Policymakers, law enforcement agencies and judiciary around the world need to brainstorm on how to best regulate and assign liability in such scenarios, as such incidents raise novel and complex issues without legal precedence. Germany has already attempted to clarify rules by enacting a set of regulations in May 2017 requiring a person to remain present in an autonomous vehicle at all times and assigning liability on the manufacturer in case of an accident on autonomous mode.
AI & ETHICS
Autonomous vehicles will no doubt drive themselves, and do much more. They may accurately arrive at your house, ready for your morning commute. They may also detect which groceries you require (from your fridge—or your glucose monitor), and autonomously go fetch some unless you have already subscribed to a quicker drone- enabled grocery delivery system.
The attempts to fully automate such an otherwise lethal technology have given not only inventors but also regulators, academics and journalists much to ponder. By far, the question receiving the most prominent discussion is the “trolley problem”, a longstanding ethical paradox. This is based on an ethical conundrum in a situation where a runaway trolley is hurtling down a railway track towards five people who are tied up and unable to move. You have the option of pulling a lever which diverts the trolley towards a single individual tied to another track, killing him instead of the original five people. The problem then becomes about choice. Do nothing, and the trolley kills five people on the main track. Pull the lever, diverting the trolley on to the side track where it will kill that one person. This problem gets to the heart of some of the oldest debates in moral philosophy.
Machines however do not introspect. A self-driving vehicle executes a “decision” in milliseconds. No ethical considerations are in play. Rather, the decision would result from a set of pre-existing preferences installed by coders. Policymakers will need to think about the road-based equivalent of this track-based trolley problem, deciding whether to and how to code “societal values” into autonomous vehicles.
In August 2017, the German government made it illegal to programme an autonomous vehicle with demographic preferences when faced with the prospect of causing injury. It can only take actions to do least harm to people, and humans take precedence over property. The idea here is to take out the issue of choice and ethical dilemma altogether by having the vehicles mathematically decide which decision would cause least human damage.
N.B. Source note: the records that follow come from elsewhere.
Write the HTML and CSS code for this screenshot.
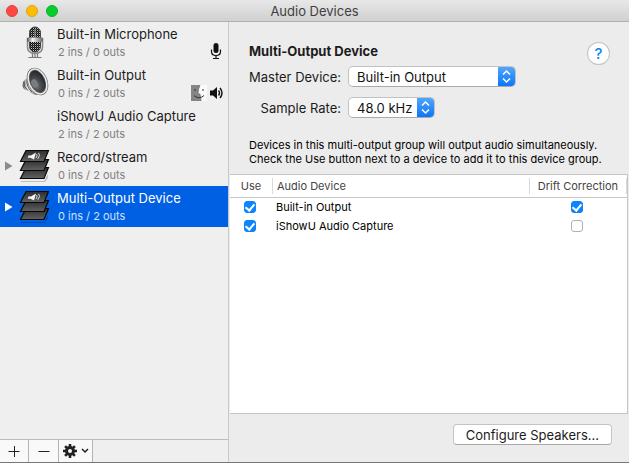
FILE: index.html
```html
<!DOCTYPE html>
<html lang="en">
<head>
<meta charset="utf-8">
<title>Audio Devices</title>
<link rel="stylesheet" href="styles.css">
</head>
<body>
<svg class="defs" aria-hidden="true">
  <defs>
    <linearGradient id="metal" x1="0" x2="1"><stop offset="0" stop-color="#555"/><stop offset=".35" stop-color="#f4f4f4"/><stop offset="1" stop-color="#666"/></linearGradient>
    <linearGradient id="slab" x1="0" x2="0" y1="0" y2="1"><stop offset="0" stop-color="#2c2c2c"/><stop offset="1" stop-color="#626262"/></linearGradient>
    <radialGradient id="cone" cx=".35" cy=".6" r=".7"><stop offset="0" stop-color="#777c80"/><stop offset=".35" stop-color="#4a4d50"/><stop offset="1" stop-color="#17191b"/></radialGradient>
    <pattern id="mesh" width="2" height="2" patternUnits="userSpaceOnUse"><rect width="2" height="2" fill="#111"/><rect width="1" height="1" fill="#bbb"/><rect x="1" y="1" width="1" height="1" fill="#444"/></pattern>
    <symbol id="stack" viewBox="0 0 32 34">
      <path d="M2 32h23l4-7v4l-3 4H2z" fill="#000" opacity=".2"/>
      <g fill="url(#slab)" stroke="#080808" stroke-width="1.2">
        <path d="M7 18.500h22.500L25 29.500H1.500z"/>
        <path d="M7 10.500h22.500L25 21.500H1.500z"/>
        <path d="M7 1.500h22.500L25 12.500H1.500z"/>
      </g>
      <path d="M9.500 6.500h2.500l5-3-2 7-3.500-1.800H8.700z" fill="#f5f5f5"/>
      <path d="M17.500 5q1.500 1.500-.5 4M19.500 3.800q2.500 2.200-.7 6" fill="none" stroke="#ddd"/>
    </symbol>
  </defs>
</svg>
<div class="window">
  <header class="titlebar">
    <div class="lights"><button class="light close" aria-label="Close"></button><button class="light minimize" aria-label="Minimize"></button><button class="light zoom" aria-label="Zoom"></button></div>
    <h1>Audio Devices</h1>
  </header>
  <div class="content">
    <aside class="sidebar">
      <ul class="devices">
        <li class="device">
          <span class="disclosure"></span>
          <svg class="icon" viewBox="0 0 32 34" aria-hidden="true">
            <path d="M9.500 31.500h13M13.500 26v5.500M16 26v5.500M18.500 26v5.500" stroke="#777" stroke-width="1.200"/>
            <rect x="10.500" y="1" width="11" height="25" rx="5.500" fill="url(#mesh)" stroke="#444"/>
            <path d="M8.500 12v9q0 6 7.500 6.500 7.500-.5 7.500-6.500v-9" fill="none" stroke="#8c8c8c" stroke-width="1.600"/>
            <rect x="8" y="11.500" width="16" height="4.500" rx="1" fill="url(#metal)"/>
            <path d="M16 3v9" stroke="#999"/>
          </svg>
          <span class="label"><span class="name">Built-in Microphone</span><span class="detail">2 ins / 0 outs</span></span>
          <span class="roles"><svg width="14" height="18" viewBox="0 0 14 18" role="img" aria-label="Default input"><rect x="3.500" y="1" width="5" height="10" rx="2.500" fill="#111"/><path d="M1.500 7.500v2q0 4 4.500 4t4.500-4v-2M6 13.500v3M3 16.500h6" fill="none" stroke="#111" stroke-width="1.200"/></svg></span>
        </li>
        <li class="device">
          <span class="disclosure"></span>
          <svg class="icon" viewBox="0 0 32 34" aria-hidden="true">
            <path d="M4 15q3-4 8-6l6 19q-6-1-9-4-7-1-5-9z" fill="url(#metal)"/>
            <path d="M5 14.500q-1 5 4 9M8 12q-1 8 5 13" fill="none" stroke="#555"/>
            <ellipse cx="18.500" cy="14.500" rx="8.500" ry="13" transform="rotate(-24 18.500 14.500)" fill="url(#cone)" stroke="#6c6c6c" stroke-width="2.800"/>
            <ellipse cx="18.500" cy="14.500" rx="8.500" ry="13" transform="rotate(-24 18.500 14.500)" fill="none" stroke="#ececec" stroke-width="1.500"/>
            <ellipse cx="15.500" cy="16.500" rx="3" ry="4.500" transform="rotate(-24 15.500 16.500)" fill="#777d81"/>
          </svg>
          <span class="label"><span class="name">Built-in Output</span><span class="detail">0 ins / 2 outs</span></span>
          <span class="roles">
            <svg width="16" height="16" viewBox="0 0 16 16" role="img" aria-label="System sounds"><path d="M0 0h16v16H0z" fill="#fafafa"/><path d="M0 0h9q-2 4-2 9h2l1 7H0z" fill="#858585"/><path d="M9 0q-2 4-2 9h2l1 7" fill="none" stroke="#666" stroke-width=".7"/><path d="M4 4v2M12 4v2M3 10.500q5 4.500 10 0" fill="none" stroke="#333"/></svg>
            <svg width="14" height="16" viewBox="0 0 14 16" role="img" aria-label="Default output"><path d="M0 5.500h3L7 2v12l-4-3.500H0z" fill="#111"/><path d="M8.500 5.500q2 2.500 0 5M10 3q4 5 0 10" fill="none" stroke="#111" stroke-width="1.400"/></svg>
          </span>
        </li>
        <li class="device">
          <span class="disclosure"></span><span class="icon"></span>
          <span class="label"><span class="name">iShowU Audio Capture</span><span class="detail">2 ins / 2 outs</span></span>
        </li>
        <li class="device">
          <button class="disclosure" aria-label="Expand Record/stream"><svg width="8" height="10" viewBox="0 0 8 10"><path d="M0 .5v9L7.500 5z" fill="currentColor"/></svg></button>
          <svg class="icon" aria-hidden="true"><use href="#stack"/></svg>
          <span class="label"><span class="name">Record/stream</span><span class="detail">0 ins / 2 outs</span></span>
        </li>
        <li class="device selected">
          <button class="disclosure" aria-label="Expand Multi-Output Device"><svg width="8" height="10" viewBox="0 0 8 10"><path d="M0 .5v9L7.500 5z" fill="currentColor"/></svg></button>
          <svg class="icon" aria-hidden="true"><use href="#stack"/></svg>
          <span class="label"><span class="name">Multi-Output Device</span><span class="detail">0 ins / 2 outs</span></span>
        </li>
      </ul>
      <div class="toolbar">
        <button class="tool" aria-label="Add device"><svg width="12" height="12" viewBox="0 0 12 12"><path d="M.5 6.500h11M6.500 1v11" stroke="#222"/></svg></button>
        <button class="tool" aria-label="Remove device"><svg width="12" height="12" viewBox="0 0 12 12"><path d="M.5 6.500h11" stroke="#222"/></svg></button>
        <button class="tool gear" aria-label="Device actions">
          <svg width="14" height="14" viewBox="0 0 14 14"><path d="M7 0v14M0 7h14M2.100 2.100l9.800 9.800M11.900 2.100l-9.800 9.800" stroke="#222" stroke-width="2.600"/><circle cx="7" cy="7" r="3.500" fill="none" stroke="#222" stroke-width="3"/><circle cx="7" cy="7" r="2" fill="#f7f7f7"/></svg>
          <svg width="8" height="6" viewBox="0 0 8 6"><path d="M1 1l3 3 3-3" fill="none" stroke="#222" stroke-width="1.500"/></svg>
        </button>
      </div>
    </aside>
    <main class="detail-pane">
      <section class="settings">
        <h2>Multi-Output Device</h2>
        <button class="help" aria-label="Help">?</button>
        <form class="fields">
          <label for="master">Master Device:</label>
          <span class="popup popup-wide"><select id="master"><option>Built-in Output</option></select><svg class="stepper" viewBox="0 0 17 21" aria-hidden="true"><path d="M5 8.500L8.500 5 12 8.500M5 12.500L8.500 16l3.500-3.500" fill="none" stroke="#fff" stroke-width="1.500"/></svg></span>
          <label for="rate">Sample Rate:</label>
          <span class="popup popup-small"><select id="rate"><option>48.0 kHz</option></select><svg class="stepper" viewBox="0 0 17 21" aria-hidden="true"><path d="M5 8.500L8.500 5 12 8.500M5 12.500L8.500 16l3.500-3.500" fill="none" stroke="#fff" stroke-width="1.500"/></svg></span>
        </form>
        <p class="hint">Devices in this multi-output group will output audio simultaneously.<br>Check the Use button next to a device to add it to this device group.</p>
      </section>
      <div class="table-area">
        <table>
          <thead><tr><th class="use"><span>Use</span></th><th class="audio"><span>Audio Device</span></th><th class="drift"><span>Drift Correction</span></th></tr></thead>
          <tbody>
            <tr><td class="use"><input type="checkbox" checked aria-label="Use Built-in Output"></td><td class="audio">Built-in Output</td><td class="drift"><input type="checkbox" checked aria-label="Drift correction for Built-in Output"></td></tr>
            <tr><td class="use"><input type="checkbox" checked aria-label="Use iShowU Audio Capture"></td><td class="audio">iShowU Audio Capture</td><td class="drift"><input type="checkbox" aria-label="Drift correction for iShowU Audio Capture"></td></tr>
          </tbody>
        </table>
      </div>
      <footer class="actions"><button class="configure">Configure Speakers...</button></footer>
    </main>
  </div>
</div>
</body>
</html>
```
FILE: styles.css
```css
* { box-sizing: border-box; }
body { margin: 0; background: #ececec; color: #1c1c1c; font: 13px/16px Inter, "Liberation Sans", sans-serif; }
button, select, input { font: inherit; color: inherit; margin: 0; }
button { border: 0; padding: 0; background: none; }
svg { display: block; flex: none; }
.defs { position: absolute; width: 0; height: 0; }
.window { display: flex; flex-direction: column; min-height: 100vh; border-bottom: 1px solid #777; }

.titlebar { display: grid; grid-template-columns: 1fr auto 1fr; align-items: center; height: 22px; padding: 0 6px; border-bottom: 1px solid #b1b1b1; background: linear-gradient(#e8e8e8, #d0d0d0); }
.titlebar h1 { margin: 0; font-size: 13px; font-weight: 400; color: #404040; }
.lights { display: flex; gap: 8px; }
.light { width: 12px; height: 12px; border: 1px solid; border-radius: 50%; }
.close { background: #ff4744; border-color: #e2403c; }
.minimize { background: #ffbc05; border-color: #e0a30c; }
.zoom { background: #05cd2c; border-color: #0ab32b; }

.content { display: flex; flex: 1; }
.sidebar { display: flex; flex-direction: column; flex: none; width: 229px; border-right: 1px solid #c8c8c8; background: #efefef; }
.devices { flex: 1; margin: 0; padding: 0; list-style: none; }
.device { display: flex; align-items: center; height: 41px; padding: 0 4px 0 5px; }
.disclosure { flex: none; width: 14px; color: #8c8c8c; }
.icon { flex: none; width: 32px; height: 34px; margin-right: 6px; }
.label { display: flex; flex: 1; flex-direction: column; gap: 2px; white-space: nowrap; }
.detail { padding-left: 1px; font-size: 11px; color: #808080; }
.roles { display: flex; align-items: center; align-self: flex-end; gap: 3px; padding-bottom: 3px; }
.selected, .selected .disclosure { color: #fff; }
.selected { background: #0060e4; }
.selected .detail { color: #cfe0fa; }
.toolbar { display: flex; height: 23px; border-top: 1px solid #bcbcbc; }
.tool { display: flex; align-items: center; justify-content: center; gap: 4px; width: 30px; border-right: 1px solid #b4b4b4; background: #f9f9f9; }
.tool:first-child { width: 29px; }
.gear { width: 34px; }

.detail-pane { display: flex; flex: 1; flex-direction: column; min-width: 0; }
.settings { display: grid; grid-template-columns: 1fr auto; padding: 21px 20px 8px; }
.settings h2 { margin: 0; align-self: start; font-size: 13px; font-weight: 700; }
.help { width: 21px; height: 21px; border-radius: 50%; background: #fff; box-shadow: 0 0 0 1px #c4c4c4; color: #0a84ff; font-size: 15px; font-weight: 500; }
.fields { display: grid; grid-column: 1 / -1; grid-template-columns: 92px 1fr; gap: 10px 7px; align-items: center; margin-top: 2px; }
.fields label { text-align: right; white-space: nowrap; }
.popup { display: grid; grid-template-columns: 1fr 17px; height: 21px; overflow: hidden; border: 1px solid #c2c2c2; border-bottom-color: #aaa; border-radius: 5px; background: #fff; }
.popup-wide { width: 168px; }
.popup-small { width: 87px; }
.popup select { grid-area: 1 / 1 / 2 / 3; appearance: none; border: 0; padding: 0 0 0 8px; background: none; color: #111; }
.stepper { grid-area: 1 / 2; width: 17px; height: 21px; margin-top: -1px; background: linear-gradient(#55a9fb, #0873f9); pointer-events: none; }
.hint { grid-column: 1 / -1; margin: 20px 0 0; font-size: 11px; line-height: 14px; color: #000; white-space: nowrap; }

.table-area { flex: 1; margin: 0 1px; border: 1px solid #c6c6c6; border-left: 0; background: #fff; }
table { width: 100%; table-layout: fixed; border-collapse: collapse; font-size: 11px; line-height: 16px; color: #000; }
th { height: 22px; padding: 0; border-bottom: 1px solid #c8c8c8; font-weight: 400; text-align: left; color: #444; }
th span { display: block; padding-left: 4px; border-right: 1px solid #dadada; white-space: nowrap; }
td { height: 19px; padding: 0 0 0 3px; }
.use { width: 43px; }
.drift { width: 97px; }
th.use span, th.drift span { padding: 0; text-align: center; }
td.use, td.drift { padding: 0 4px 0 0; }
input[type="checkbox"] { display: block; width: 12px; height: 12px; margin: 0 auto; appearance: none; border: 1px solid #b0b0b0; border-radius: 3px; background: #fff; }
input[type="checkbox"]:checked { border-color: #0a84ff; background: #0a84ff; }
input[type="checkbox"]:checked::before { content: ""; display: block; width: 4px; height: 7px; margin: 0 auto; border: solid #fff; border-width: 0 2px 2px 0; transform: rotate(40deg); }

.actions { display: flex; justify-content: flex-end; padding: 10px 17px 17px; }
.configure { height: 21px; padding: 0 12px; border: 1px solid #c4c4c4; border-bottom-color: #a8a8a8; border-radius: 4px; background: #fff; }
```
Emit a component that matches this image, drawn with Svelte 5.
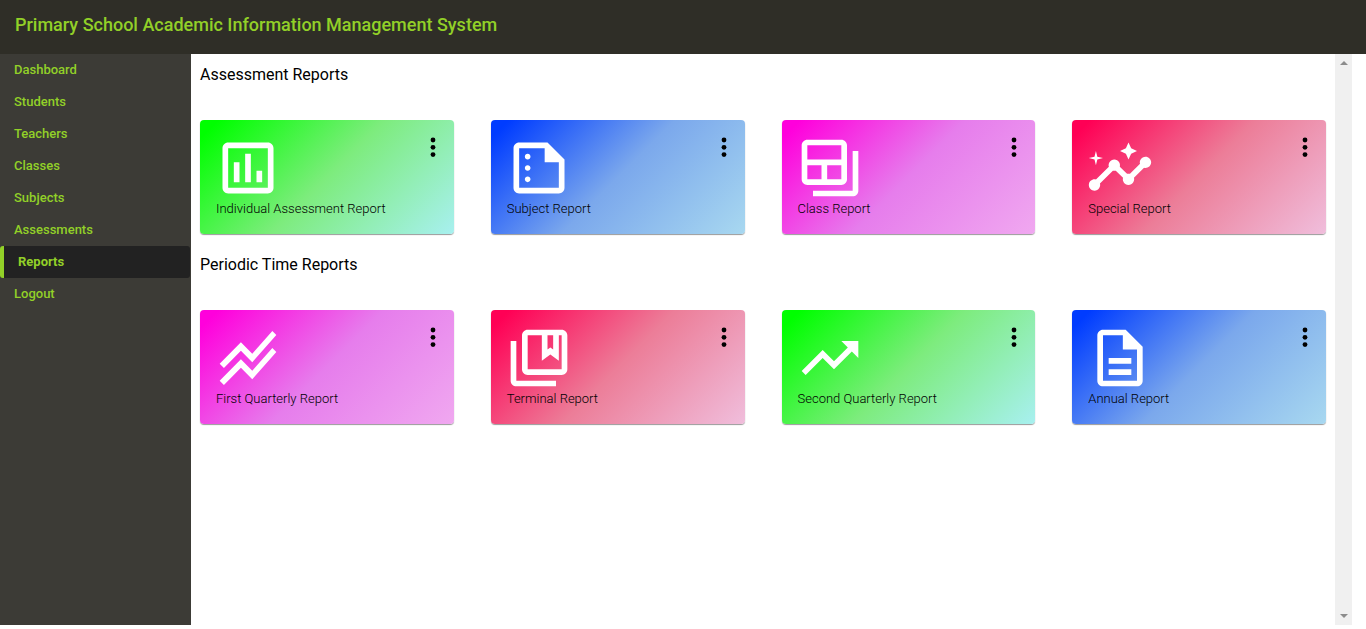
<script>
  const nav = ['Dashboard', 'Students', 'Teachers', 'Classes', 'Subjects', 'Assessments', 'Reports', 'Logout'];
  const active = 'Reports';

  const icons = {
    chart: 'M9 17H7v-7h2v7zm4 0h-2V7h2v10zm4 0h-2v-4h2v4zm2 2H5V5h14v14zm0-16H5c-1.1 0-2 .9-2 2v14c0 1.1.9 2 2 2h14c1.1 0 2-.9 2-2V5c0-1.1-.9-2-2-2z',
    summary: 'M15 3H5C3.9 3 3.01 3.9 3.01 5L3 19c0 1.1.89 2 1.99 2H19c1.1 0 2-.9 2-2V9l-6-6zM5 19V5h9v5h5v9H5zM9 8c0 .55-.45 1-1 1s-1-.45-1-1 .45-1 1-1 1 .45 1 1zm0 4c0 .55-.45 1-1 1s-1-.45-1-1 .45-1 1-1 1 .45 1 1zm0 4c0 .55-.45 1-1 1s-1-.45-1-1 .45-1 1-1 1 .45 1 1z',
    table: 'M20 6v14H6v2h14c1.1 0 2-.9 2-2V6h-2zM16 2H4c-1.1 0-2 .9-2 2v12c0 1.1.9 2 2 2h12c1.1 0 2-.9 2-2V4c0-1.1-.9-2-2-2zM9 16H4v-5h5v5zm7 0h-5v-5h5v5zm0-7H4V4h12v5z',
    insights: 'M21 8c-1.45 0-2.26 1.44-1.93 2.51l-3.55 3.56c-.3-.09-.74-.09-1.04 0l-2.55-2.55C12.27 10.45 11.46 9 10 9c-1.45 0-2.27 1.44-1.93 2.52l-4.56 4.55C2.44 15.74 1 16.55 1 18c0 1.1.9 2 2 2 1.45 0 2.26-1.44 1.93-2.51l4.55-4.56c.3.09.74.09 1.04 0l2.55 2.55C12.73 16.55 13.54 18 15 18c1.45 0 2.27-1.44 1.93-2.52l3.56-3.55C21.56 12.26 23 11.45 23 10c0-1.1-.9-2-2-2zM15 9l.94-2.07L18 6l-2.06-.93L15 3l-.92 2.07L12 6l2.08.93zM3.5 11L4 9l2-.5L4 8l-.5-2L3 8l-2 .5L3 9z',
    stacked: 'M2 19.99l7.5-7.51 4 4 7.09-7.97L22 9.92l-8.5 9.56-4-4-6 6.01L2 19.99zM3.5 15.49l6-6.01 4 4L22 3.92l-1.41-1.41-7.09 7.97-4-4L2 13.99l1.5 1.5z',
    bookmarks: 'M4 6H2v14c0 1.1.9 2 2 2h14v-2H4V6zM20 2H8c-1.1 0-2 .9-2 2v12c0 1.1.9 2 2 2h12c1.1 0 2-.9 2-2V4c0-1.1-.9-2-2-2zm-5 2h2v5l-1-.75L15 9V4zm5 12H8V4h5v9l3-2.25L19 13V4h1v12z',
    trend: 'M16 6l2.29 2.29-4.88 4.88-4-4L2 16.59 3.41 18l6-6 4 4 6.3-6.29L22 12V6z',
    document: 'M8 16h8v2H8v-2zm0-4h8v2H8v-2zm6-10H6c-1.1 0-2 .9-2 2v16c0 1.1.89 2 1.99 2H18c1.1 0 2-.9 2-2V8l-6-6zm4 18H6V4h7v5h5v11z'
  };

  const sections = [
    {
      title: 'Assessment Reports',
      cards: [
        { label: 'Individual Assessment Report', icon: 'chart', tone: 'green' },
        { label: 'Subject Report', icon: 'summary', tone: 'blue' },
        { label: 'Class Report', icon: 'table', tone: 'magenta' },
        { label: 'Special Report', icon: 'insights', tone: 'red' }
      ]
    },
    {
      title: 'Periodic Time Reports',
      cards: [
        { label: 'First Quarterly Report', icon: 'stacked', tone: 'magenta' },
        { label: 'Terminal Report', icon: 'bookmarks', tone: 'red' },
        { label: 'Second Quarterly Report', icon: 'trend', tone: 'green' },
        { label: 'Annual Report', icon: 'document', tone: 'blue' }
      ]
    }
  ];
</script>

<div class="page">
  <header><h1>Primary School Academic Information Management System</h1></header>
  <div class="body">
    <nav>
      {#each nav as item}
        <a href="#{item.toLowerCase()}" class:active={item === active} aria-current={item === active ? 'page' : undefined}>{item}</a>
      {/each}
    </nav>
    <main>
      {#each sections as section}
        <section>
          <h2>{section.title}</h2>
          <div class="cards">
            {#each section.cards as card}
              <article class={card.tone}>
                <div class="top">
                  <svg class="icon" viewBox="0 0 24 24" aria-hidden="true"><path d={icons[card.icon]} /></svg>
                  <button type="button" aria-label="{card.label} options">
                    <svg viewBox="0 0 6 20" aria-hidden="true">
                      <circle cx="3" cy="3" r="2.4" /><circle cx="3" cy="10.3" r="2.4" /><circle cx="3" cy="17.6" r="2.4" />
                    </svg>
                  </button>
                </div>
                <p>{card.label}</p>
              </article>
            {/each}
          </div>
        </section>
      {/each}
    </main>
    <div class="scroll" aria-hidden="true">
      <svg viewBox="0 0 8 4"><path d="M0 4L4 0l4 4z" /></svg>
      <svg viewBox="0 0 8 4"><path d="M0 0l4 4 4-4z" /></svg>
    </div>
  </div>
</div>

<style>
  :global(body) {
    margin: 0;
    background: #fff;
    font-family: Roboto, sans-serif;
  }
  .page {
    box-sizing: border-box;
    min-height: 100vh;
    padding-bottom: 4px;
    display: flex;
    flex-direction: column;
  }
  header {
    padding: 13px 15px 17px;
    background: #2f2e27;
  }
  h1 {
    margin: 0;
    font-size: 18px;
    line-height: 24px;
    font-weight: 500;
    color: #92d028;
  }
  .body {
    flex: 1;
    display: grid;
    grid-template-columns: 191px 1fr 17px;
    padding-right: 14px;
  }
  nav {
    background: #3c3b36;
    display: flex;
    flex-direction: column;
    padding-right: 1px;
  }
  nav a {
    padding-left: 14px;
    font-size: 13px;
    line-height: 32px;
    font-weight: 500;
    color: #92d028;
    text-decoration: none;
  }
  nav a.active {
    border-left: 4px solid #92d028;
    border-radius: 3px;
    background: #222;
    font-weight: 700;
  }
  main {
    padding: 9px;
  }
  section {
    margin-bottom: 19px;
  }
  h2 {
    margin: 0 0 33px;
    font-size: 16px;
    line-height: 24px;
    font-weight: 400;
    color: #000;
  }
  .cards {
    display: grid;
    grid-template-columns: repeat(4, 1fr);
    gap: 37px;
  }
  article {
    padding: 14px 14px 18px;
    border-radius: 4px;
    box-shadow: 0 1px 1px rgba(0, 0, 0, 0.4);
  }
  .green { background: linear-gradient(135deg, #00ff00 5%, #7dec7d 50%, #a8f0f0); }
  .blue { background: linear-gradient(135deg, #003cff 5%, #7ba8ec 50%, #a8d8f0); }
  .magenta { background: linear-gradient(135deg, #ff00dc 5%, #e67dec 50%, #f0a8f0); }
  .red { background: linear-gradient(135deg, #ff0055 5%, #ec7d98 50%, #f0bedc); }
  .top {
    display: flex;
    justify-content: space-between;
    align-items: flex-start;
  }
  .icon {
    width: 68px;
    height: 68px;
    fill: #fff;
  }
  button {
    margin: 3px 4px 0 0;
    padding: 0;
    border: 0;
    background: none;
    display: flex;
  }
  button svg {
    width: 6px;
    height: 20px;
  }
  p {
    margin: 0;
    padding: 0 2px;
    font-size: 13px;
    line-height: 14px;
    font-weight: 300;
    color: #000;
  }
  .scroll {
    background: #f0f0f0;
    display: flex;
    flex-direction: column;
    justify-content: space-between;
    align-items: center;
    padding: 7px 0;
  }
  .scroll svg {
    width: 8px;
    height: 4px;
    fill: #8c8c8c;
  }
</style>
ARE DRIVERLESS CARS SAFER?
The fundamental reason for autonomous vehicles having the backing of all major industry players is that it holds the key to a better, safer and cleaner transportation ecosystem and a better human experience. While, statistically, driverless cars appear to be safer than normal cars, one must keep in mind that crash statistics for human- driven cars are compiled from all sorts of driving situations, and on all types of roads and weather conditions. However, much of the data on self-driving cars’ safety comes from only the sunny western states of the US, recorded on unidirectional, multi-lane highways. With time, data on fully automated systems will naturally expand to cover more roads, terrains and geographies. Until such time, statistics on autonomous vehicles will need to be taken with a pinch of salt.
Many cities and states in the US permit the testing of autonomous vehicles on public roads, with varying degrees of licensing and regulation. Boston, for example, requires such vehicles to pass a driving test in a limited area before heading out into the wider city. California requires companies testing autonomous vehicles to provide annual safety reports. Arizona was a particularly attractive environment for autonomous vehicle makers as its streets are in regular grids, the weather is reliably dry and warm, and its regulators have been unusually welcoming. There is legislation, currently in the works in Washington, DC, proposing to exempt autonomous vehicles from certain existing safety standards. However, in the wake of the Tempe car crash, road-safety advocates have now called for rules around autonomous vehicles to be tightened rather than loosened.
THE ROAD AHEAD
The extent to which the Tempe car crash will change attitudes towards autonomous vehicles, or influence the regulation of the industry, depends to a large extent on the culmination of various investigation reports. Having said that, while it is important that regulations do not discourage or become an obstacle in the path of technological advancement, such advancement should not be at the cost of public safety. It is true that self-driving cars don’t get tired, angry, frustrated or drunk, but neither can they react to uncertain and ambiguous situations with the same skill or anticipation of an attentive and experienced human driver. This suggests that perhaps the two still need to work together until the technology is rendered seamless and foolproof?